● **Directive**: Scan the records below for lines with the word "Output", then state how many you find and nothing else.

● **Interface markup and scripts**:
---

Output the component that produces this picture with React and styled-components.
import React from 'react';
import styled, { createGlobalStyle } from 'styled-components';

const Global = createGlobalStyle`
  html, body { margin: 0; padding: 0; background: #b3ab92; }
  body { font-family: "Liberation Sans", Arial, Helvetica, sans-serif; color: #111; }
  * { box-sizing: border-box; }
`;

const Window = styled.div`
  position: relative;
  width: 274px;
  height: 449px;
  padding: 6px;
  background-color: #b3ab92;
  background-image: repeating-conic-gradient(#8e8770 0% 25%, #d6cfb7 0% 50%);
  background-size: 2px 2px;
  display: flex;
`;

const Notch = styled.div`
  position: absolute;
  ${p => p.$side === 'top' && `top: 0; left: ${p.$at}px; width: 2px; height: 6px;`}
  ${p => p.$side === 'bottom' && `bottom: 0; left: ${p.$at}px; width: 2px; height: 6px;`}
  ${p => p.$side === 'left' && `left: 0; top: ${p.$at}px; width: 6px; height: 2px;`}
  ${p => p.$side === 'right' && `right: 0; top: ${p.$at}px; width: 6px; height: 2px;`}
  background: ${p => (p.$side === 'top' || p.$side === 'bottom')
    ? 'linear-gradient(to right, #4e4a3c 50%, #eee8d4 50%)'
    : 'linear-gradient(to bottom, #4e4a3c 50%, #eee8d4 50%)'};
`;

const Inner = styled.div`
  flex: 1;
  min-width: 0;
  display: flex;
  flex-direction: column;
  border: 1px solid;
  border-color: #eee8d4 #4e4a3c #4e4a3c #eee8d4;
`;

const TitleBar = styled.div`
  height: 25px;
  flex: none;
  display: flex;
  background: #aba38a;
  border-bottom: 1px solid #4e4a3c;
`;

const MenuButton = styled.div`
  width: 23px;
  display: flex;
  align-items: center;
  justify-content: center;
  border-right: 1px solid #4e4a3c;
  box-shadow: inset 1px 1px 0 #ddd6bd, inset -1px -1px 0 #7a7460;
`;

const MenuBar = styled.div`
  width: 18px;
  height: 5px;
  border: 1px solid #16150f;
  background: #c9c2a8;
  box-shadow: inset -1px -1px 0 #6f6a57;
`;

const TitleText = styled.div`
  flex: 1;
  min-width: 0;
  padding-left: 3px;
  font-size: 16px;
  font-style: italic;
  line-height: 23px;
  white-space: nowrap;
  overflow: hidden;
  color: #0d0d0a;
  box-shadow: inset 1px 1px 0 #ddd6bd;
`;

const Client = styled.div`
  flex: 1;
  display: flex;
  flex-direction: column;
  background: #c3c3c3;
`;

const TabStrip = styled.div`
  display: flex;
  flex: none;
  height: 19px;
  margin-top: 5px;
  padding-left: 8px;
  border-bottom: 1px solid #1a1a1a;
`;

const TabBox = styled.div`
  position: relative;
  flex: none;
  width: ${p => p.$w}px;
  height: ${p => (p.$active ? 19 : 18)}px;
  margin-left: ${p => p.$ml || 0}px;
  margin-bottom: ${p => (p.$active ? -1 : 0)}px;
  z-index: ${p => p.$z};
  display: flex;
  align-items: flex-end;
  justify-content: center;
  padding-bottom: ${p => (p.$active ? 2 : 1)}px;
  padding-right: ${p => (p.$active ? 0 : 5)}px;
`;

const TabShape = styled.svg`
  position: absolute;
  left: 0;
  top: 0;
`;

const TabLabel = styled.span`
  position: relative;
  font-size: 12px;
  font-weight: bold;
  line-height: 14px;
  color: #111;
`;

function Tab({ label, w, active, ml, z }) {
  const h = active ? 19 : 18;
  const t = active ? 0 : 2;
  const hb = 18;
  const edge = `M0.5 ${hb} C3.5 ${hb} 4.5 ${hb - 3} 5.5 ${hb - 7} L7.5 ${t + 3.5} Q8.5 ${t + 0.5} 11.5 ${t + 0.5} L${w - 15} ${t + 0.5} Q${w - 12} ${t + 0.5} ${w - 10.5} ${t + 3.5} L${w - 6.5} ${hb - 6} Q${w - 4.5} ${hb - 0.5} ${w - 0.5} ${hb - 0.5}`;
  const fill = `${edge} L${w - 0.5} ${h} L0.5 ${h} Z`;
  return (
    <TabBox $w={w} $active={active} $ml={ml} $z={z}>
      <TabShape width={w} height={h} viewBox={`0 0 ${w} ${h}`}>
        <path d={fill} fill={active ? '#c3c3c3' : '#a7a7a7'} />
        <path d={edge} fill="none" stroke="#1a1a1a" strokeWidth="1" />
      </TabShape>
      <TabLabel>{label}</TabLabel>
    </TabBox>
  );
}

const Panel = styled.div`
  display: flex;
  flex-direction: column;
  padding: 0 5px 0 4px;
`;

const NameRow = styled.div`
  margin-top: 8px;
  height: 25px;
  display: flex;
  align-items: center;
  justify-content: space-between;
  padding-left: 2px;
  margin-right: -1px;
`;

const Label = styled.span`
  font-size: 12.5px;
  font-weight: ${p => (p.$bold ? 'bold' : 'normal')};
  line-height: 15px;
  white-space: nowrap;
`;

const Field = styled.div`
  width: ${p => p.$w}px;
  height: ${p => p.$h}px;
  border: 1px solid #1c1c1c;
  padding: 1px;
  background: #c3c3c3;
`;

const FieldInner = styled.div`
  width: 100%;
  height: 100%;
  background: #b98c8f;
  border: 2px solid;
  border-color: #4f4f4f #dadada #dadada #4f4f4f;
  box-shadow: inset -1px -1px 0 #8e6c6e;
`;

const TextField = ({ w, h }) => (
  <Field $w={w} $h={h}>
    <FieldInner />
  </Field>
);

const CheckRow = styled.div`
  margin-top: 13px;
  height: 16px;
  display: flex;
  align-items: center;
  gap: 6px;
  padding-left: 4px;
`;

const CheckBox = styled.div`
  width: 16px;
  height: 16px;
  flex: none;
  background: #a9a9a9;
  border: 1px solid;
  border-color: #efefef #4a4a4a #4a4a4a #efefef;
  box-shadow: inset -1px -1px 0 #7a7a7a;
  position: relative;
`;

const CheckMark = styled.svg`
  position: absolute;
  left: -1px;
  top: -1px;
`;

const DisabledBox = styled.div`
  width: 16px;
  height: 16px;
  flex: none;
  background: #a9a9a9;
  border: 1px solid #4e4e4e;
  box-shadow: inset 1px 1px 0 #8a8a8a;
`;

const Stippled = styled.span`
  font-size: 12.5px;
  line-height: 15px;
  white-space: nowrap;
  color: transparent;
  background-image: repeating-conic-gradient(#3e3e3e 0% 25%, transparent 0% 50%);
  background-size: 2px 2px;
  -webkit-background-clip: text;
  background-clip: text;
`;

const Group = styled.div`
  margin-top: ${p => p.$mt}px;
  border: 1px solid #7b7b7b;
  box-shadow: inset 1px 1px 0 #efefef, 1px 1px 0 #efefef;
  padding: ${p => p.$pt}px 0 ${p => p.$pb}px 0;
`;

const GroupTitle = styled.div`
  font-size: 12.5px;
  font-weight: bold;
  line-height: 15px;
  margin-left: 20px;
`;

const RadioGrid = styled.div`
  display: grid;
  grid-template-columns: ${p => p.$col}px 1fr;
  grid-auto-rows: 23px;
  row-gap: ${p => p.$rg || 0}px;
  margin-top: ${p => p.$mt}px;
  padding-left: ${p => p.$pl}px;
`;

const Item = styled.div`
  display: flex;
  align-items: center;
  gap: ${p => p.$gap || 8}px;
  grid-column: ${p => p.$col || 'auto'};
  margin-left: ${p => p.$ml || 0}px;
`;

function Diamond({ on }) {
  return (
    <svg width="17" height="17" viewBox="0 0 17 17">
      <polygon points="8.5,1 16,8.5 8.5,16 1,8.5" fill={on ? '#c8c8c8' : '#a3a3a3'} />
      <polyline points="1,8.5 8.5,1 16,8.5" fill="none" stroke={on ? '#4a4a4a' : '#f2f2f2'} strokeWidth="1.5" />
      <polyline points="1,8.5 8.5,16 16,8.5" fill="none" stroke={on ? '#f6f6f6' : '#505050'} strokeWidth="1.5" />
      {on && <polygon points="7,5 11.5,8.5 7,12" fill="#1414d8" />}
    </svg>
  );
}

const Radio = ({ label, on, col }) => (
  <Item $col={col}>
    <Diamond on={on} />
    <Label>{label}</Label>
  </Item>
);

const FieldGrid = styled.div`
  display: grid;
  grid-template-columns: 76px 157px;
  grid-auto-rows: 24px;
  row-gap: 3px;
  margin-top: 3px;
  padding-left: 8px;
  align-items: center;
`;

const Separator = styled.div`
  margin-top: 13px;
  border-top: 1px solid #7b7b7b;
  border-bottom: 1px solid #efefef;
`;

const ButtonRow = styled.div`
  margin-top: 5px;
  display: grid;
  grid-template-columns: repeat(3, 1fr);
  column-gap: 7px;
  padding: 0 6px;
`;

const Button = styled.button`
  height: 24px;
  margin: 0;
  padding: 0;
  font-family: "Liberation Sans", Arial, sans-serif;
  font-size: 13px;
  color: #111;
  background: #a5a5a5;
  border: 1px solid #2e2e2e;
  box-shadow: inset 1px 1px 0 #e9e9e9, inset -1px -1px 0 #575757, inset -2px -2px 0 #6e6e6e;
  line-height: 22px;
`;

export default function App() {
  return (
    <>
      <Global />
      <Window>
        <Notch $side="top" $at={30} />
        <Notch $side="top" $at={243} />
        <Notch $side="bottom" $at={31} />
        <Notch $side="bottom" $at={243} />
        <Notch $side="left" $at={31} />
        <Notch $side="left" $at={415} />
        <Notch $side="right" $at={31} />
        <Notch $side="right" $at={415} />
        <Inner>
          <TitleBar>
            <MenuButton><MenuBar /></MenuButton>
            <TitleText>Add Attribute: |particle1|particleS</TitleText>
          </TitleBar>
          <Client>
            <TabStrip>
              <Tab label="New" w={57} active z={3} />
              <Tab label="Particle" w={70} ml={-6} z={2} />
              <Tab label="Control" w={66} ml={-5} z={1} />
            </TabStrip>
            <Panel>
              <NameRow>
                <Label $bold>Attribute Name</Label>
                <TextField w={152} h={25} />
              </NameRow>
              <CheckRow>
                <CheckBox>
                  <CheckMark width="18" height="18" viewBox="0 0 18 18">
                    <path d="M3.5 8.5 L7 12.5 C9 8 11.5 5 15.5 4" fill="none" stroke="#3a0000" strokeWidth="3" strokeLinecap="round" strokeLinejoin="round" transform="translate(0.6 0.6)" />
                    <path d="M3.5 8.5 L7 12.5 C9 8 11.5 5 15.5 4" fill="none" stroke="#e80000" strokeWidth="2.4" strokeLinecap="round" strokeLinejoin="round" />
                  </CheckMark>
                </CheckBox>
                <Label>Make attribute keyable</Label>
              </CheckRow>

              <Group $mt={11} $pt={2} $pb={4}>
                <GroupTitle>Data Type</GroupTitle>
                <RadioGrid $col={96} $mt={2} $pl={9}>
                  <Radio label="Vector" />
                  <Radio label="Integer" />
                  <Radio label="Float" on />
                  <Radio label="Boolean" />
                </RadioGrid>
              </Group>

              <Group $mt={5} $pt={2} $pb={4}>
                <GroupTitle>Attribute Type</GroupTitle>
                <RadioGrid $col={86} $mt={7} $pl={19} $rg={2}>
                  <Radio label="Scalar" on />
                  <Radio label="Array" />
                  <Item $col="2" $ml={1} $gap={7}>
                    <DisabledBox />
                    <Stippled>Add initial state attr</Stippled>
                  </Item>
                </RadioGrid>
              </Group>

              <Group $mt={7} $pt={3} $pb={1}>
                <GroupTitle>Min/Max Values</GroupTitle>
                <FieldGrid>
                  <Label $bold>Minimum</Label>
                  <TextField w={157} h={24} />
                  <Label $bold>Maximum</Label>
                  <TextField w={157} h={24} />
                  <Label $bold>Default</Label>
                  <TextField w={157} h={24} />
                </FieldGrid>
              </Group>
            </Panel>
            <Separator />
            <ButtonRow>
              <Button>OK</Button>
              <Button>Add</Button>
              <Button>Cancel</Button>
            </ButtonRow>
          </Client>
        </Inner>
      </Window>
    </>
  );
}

---

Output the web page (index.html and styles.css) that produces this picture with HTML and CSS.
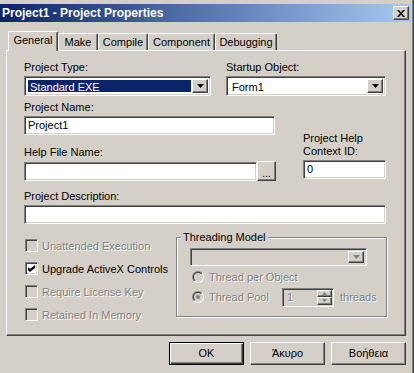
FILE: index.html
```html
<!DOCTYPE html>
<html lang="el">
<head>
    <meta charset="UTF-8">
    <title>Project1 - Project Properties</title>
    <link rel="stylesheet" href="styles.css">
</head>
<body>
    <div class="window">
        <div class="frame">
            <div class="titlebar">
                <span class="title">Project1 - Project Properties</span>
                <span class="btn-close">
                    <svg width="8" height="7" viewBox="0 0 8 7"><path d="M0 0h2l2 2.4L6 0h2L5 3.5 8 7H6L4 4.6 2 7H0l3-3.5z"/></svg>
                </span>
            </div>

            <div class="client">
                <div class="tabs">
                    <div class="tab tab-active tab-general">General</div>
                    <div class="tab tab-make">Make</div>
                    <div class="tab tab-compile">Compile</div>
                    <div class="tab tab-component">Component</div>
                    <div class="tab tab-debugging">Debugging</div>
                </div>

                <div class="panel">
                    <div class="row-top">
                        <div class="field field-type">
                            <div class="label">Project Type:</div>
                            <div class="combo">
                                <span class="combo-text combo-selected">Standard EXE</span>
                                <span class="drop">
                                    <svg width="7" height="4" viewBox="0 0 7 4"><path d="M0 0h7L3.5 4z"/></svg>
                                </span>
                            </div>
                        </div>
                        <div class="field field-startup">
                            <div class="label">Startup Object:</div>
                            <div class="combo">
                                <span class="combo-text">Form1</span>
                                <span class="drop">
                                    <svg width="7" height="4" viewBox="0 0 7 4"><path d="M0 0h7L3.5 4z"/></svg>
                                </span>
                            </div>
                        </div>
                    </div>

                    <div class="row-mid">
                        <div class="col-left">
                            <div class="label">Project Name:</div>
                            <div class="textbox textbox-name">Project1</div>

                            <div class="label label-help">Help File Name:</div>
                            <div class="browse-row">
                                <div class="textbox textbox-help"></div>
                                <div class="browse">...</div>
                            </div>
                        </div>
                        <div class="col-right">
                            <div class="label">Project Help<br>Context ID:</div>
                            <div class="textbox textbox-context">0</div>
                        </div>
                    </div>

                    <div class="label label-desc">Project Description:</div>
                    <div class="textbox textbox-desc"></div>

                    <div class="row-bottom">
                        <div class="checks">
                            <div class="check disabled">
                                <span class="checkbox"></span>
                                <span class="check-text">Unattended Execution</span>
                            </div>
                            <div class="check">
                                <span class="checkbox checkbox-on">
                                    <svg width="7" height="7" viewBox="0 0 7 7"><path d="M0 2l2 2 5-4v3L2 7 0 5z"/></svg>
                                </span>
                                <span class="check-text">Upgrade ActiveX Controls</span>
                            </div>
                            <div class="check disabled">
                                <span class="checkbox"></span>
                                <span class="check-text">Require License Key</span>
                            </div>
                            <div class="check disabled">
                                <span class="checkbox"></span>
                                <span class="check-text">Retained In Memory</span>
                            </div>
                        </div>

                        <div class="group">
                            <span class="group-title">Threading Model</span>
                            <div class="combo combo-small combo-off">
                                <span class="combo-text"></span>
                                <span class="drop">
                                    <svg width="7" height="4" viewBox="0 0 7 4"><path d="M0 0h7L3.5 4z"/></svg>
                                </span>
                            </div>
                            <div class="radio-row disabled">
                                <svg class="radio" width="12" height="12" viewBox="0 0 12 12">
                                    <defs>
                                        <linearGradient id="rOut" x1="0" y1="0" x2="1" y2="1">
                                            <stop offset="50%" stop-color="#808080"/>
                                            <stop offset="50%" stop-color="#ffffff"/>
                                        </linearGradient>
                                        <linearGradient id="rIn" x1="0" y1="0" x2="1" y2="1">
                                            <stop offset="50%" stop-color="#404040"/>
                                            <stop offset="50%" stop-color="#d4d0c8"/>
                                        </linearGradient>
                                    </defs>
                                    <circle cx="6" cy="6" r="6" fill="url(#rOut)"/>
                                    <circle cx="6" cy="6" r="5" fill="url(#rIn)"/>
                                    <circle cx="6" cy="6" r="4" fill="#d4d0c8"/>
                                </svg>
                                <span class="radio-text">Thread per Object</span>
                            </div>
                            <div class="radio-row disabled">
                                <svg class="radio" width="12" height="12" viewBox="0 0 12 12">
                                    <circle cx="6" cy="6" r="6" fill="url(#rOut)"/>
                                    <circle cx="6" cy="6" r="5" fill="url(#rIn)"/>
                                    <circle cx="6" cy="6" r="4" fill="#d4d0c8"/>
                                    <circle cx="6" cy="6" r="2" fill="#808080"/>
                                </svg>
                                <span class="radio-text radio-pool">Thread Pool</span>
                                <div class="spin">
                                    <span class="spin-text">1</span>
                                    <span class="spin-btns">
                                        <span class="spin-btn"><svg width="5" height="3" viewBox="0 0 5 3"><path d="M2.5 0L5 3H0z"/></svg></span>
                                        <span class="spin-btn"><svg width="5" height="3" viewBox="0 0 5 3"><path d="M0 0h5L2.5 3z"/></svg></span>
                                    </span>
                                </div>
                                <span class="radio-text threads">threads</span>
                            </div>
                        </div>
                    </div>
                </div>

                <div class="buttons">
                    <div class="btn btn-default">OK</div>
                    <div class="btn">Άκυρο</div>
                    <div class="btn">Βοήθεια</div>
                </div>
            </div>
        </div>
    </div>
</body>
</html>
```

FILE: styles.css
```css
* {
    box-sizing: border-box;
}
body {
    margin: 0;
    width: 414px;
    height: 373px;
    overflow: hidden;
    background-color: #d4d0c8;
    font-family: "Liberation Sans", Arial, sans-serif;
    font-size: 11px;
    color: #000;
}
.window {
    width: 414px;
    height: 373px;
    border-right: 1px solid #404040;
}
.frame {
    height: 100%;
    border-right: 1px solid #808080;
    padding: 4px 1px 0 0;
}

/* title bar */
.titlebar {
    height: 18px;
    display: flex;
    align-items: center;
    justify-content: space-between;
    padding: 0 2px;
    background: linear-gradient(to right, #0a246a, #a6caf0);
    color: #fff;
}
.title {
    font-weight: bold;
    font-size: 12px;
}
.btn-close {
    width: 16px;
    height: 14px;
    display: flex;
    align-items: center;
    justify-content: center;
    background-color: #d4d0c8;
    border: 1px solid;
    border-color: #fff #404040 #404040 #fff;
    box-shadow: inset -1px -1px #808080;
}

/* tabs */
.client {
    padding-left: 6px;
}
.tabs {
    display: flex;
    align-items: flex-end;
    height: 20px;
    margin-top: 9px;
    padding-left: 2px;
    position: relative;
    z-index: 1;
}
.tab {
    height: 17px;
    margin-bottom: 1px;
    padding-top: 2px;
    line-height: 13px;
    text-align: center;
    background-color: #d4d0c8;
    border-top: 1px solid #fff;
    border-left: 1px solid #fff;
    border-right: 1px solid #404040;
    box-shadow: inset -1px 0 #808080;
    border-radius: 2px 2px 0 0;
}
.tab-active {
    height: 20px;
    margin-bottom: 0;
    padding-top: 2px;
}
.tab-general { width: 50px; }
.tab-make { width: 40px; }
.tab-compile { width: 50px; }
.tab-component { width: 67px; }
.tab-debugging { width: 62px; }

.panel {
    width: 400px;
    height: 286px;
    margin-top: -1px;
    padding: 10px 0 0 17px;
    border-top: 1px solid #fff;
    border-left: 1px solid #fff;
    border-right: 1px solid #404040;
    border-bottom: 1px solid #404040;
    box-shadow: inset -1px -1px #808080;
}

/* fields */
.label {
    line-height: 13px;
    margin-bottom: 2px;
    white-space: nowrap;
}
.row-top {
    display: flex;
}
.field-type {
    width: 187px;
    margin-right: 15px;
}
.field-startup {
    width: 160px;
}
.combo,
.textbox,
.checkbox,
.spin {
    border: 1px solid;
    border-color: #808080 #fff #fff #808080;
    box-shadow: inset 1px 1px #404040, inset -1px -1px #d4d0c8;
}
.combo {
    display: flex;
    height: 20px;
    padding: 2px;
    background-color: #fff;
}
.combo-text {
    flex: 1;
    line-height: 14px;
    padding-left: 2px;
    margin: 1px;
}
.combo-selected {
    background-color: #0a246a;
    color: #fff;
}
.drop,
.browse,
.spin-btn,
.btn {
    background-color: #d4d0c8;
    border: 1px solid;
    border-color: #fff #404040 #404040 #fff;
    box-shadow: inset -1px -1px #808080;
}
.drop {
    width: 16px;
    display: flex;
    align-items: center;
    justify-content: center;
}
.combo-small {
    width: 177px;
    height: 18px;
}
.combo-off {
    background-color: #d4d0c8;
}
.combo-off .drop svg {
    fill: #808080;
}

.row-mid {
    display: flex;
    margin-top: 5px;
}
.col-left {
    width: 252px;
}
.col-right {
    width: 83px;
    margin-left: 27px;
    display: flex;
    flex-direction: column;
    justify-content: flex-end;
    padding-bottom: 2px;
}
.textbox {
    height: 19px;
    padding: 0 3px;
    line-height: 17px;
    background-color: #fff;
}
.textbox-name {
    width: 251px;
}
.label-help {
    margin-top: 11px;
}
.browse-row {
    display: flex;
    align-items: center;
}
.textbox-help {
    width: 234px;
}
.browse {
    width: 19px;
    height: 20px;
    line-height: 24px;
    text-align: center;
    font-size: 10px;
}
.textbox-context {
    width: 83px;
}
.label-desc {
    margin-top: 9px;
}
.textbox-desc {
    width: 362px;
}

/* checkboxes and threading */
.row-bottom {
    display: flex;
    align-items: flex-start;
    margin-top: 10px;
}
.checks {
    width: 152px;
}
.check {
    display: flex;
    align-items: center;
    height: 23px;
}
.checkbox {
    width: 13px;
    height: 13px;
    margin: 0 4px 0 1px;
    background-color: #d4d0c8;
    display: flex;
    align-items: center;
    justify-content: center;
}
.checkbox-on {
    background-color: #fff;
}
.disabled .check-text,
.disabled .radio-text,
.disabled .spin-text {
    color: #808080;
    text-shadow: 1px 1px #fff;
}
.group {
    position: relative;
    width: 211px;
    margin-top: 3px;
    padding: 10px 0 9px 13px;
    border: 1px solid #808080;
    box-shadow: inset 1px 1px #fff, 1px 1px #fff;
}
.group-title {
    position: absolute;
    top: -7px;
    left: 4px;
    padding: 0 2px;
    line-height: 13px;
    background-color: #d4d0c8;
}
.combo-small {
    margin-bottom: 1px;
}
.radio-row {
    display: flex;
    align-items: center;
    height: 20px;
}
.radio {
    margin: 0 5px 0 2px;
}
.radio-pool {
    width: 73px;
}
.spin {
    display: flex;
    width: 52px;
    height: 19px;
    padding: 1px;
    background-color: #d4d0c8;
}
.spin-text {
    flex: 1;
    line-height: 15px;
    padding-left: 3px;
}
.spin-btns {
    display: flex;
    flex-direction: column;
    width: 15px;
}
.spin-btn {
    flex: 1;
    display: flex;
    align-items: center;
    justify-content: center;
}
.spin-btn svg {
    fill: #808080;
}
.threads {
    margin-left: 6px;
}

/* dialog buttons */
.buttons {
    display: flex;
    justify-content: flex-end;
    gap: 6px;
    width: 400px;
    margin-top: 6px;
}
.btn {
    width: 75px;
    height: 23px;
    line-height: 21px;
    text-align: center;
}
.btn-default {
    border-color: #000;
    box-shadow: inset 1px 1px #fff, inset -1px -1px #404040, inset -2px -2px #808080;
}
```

---

● **In response**: 2